As described with reference to the embodiment, there is provided a more efficient processing technique that enables sufficient sharing of information between the deringing process and the super-resolution process.
The embodiment is possible to obtain a more efficient processing technique that enables sufficient sharing of information between the deringing process and the super-resolution process.

Claims

1. An image processing apparatus for processing image data by partitioning an image contained in the image data into a plurality of macro blocks, the apparatus comprising:

a determination module configured to detect an edge pixel for each of the macro blocks and determine a direction of an edge with respect to the detected edge pixel for each of the macro blocks;

a smoothing module configured to perform smoothing process for each of pixels except the edge pixel to remove ringing noise; and

a sharpening module configured to sharpen the image by performing interpolating process for interpolating the pixels based on the determined direction of the edge.

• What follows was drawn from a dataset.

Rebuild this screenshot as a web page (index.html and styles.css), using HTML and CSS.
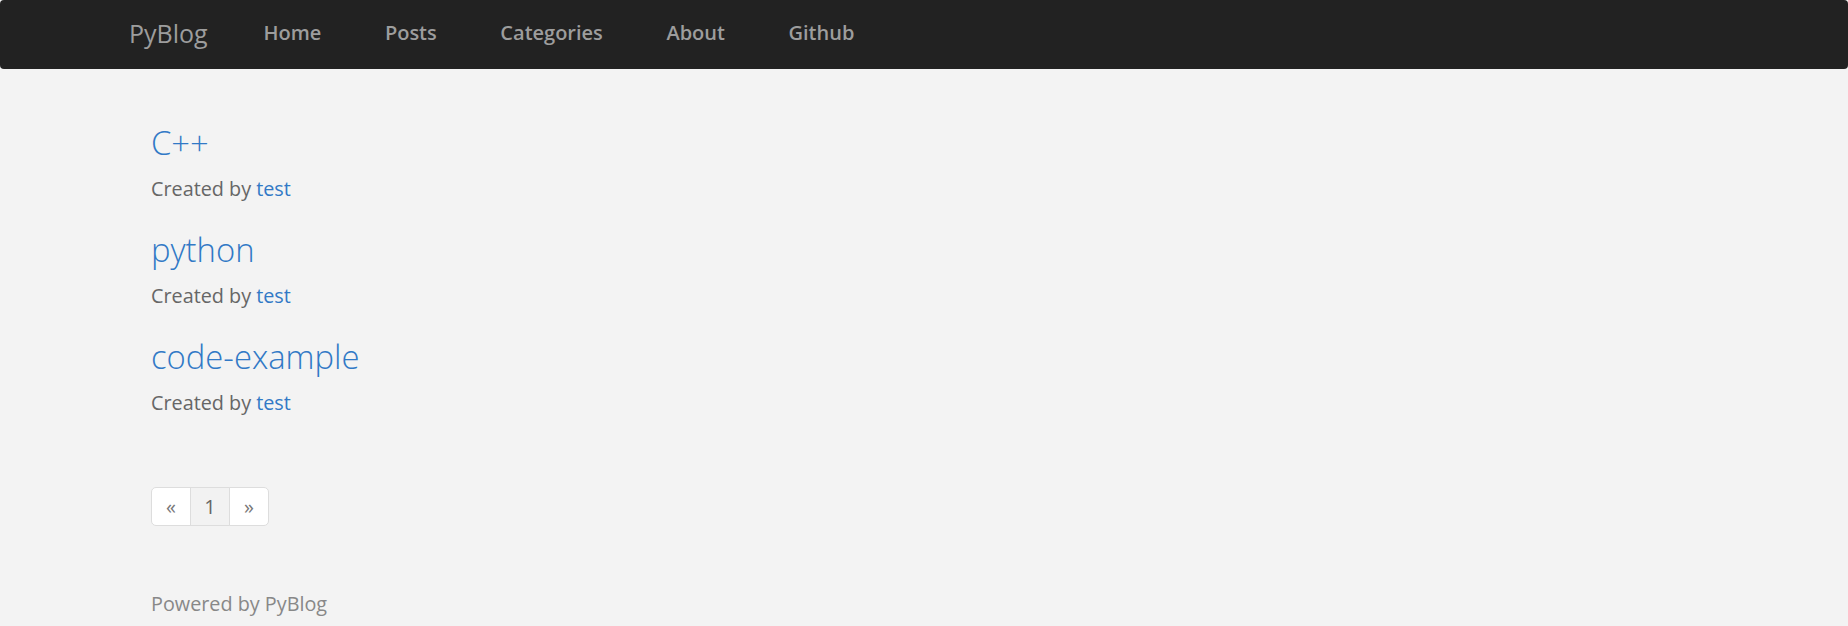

2. The apparatus according to claim 1, wherein the sharpening module is configured to adjust the number of times to repeat the sharpening process.

3. The apparatus according to claim 1, wherein the sharpening module is configured to adjust a parameter that determined a speed of the interpolating process.

4. An image processing method for processing image data by partitioning an image contained in the image data into a plurality of macro blocks, the method comprising:

detecting of an edge pixel for each of the macro blocks;

determining a direction of an edge corresponding to the detected edge pixel for each of the macro blocks;

performing smoothing process for each of pixels expect the edge pixel to remove ringing noise; and

performing interpolating process for interpolating the pixel based on the determined direction of the edge.

5. The method according to claim 4, wherein the interpolating process includes adjusting the number of times to repeat the interpolating process.

6. The method according to claim 4, wherein, the interpolating process includes adjusting a parameter that determines a speed of the interpolating process.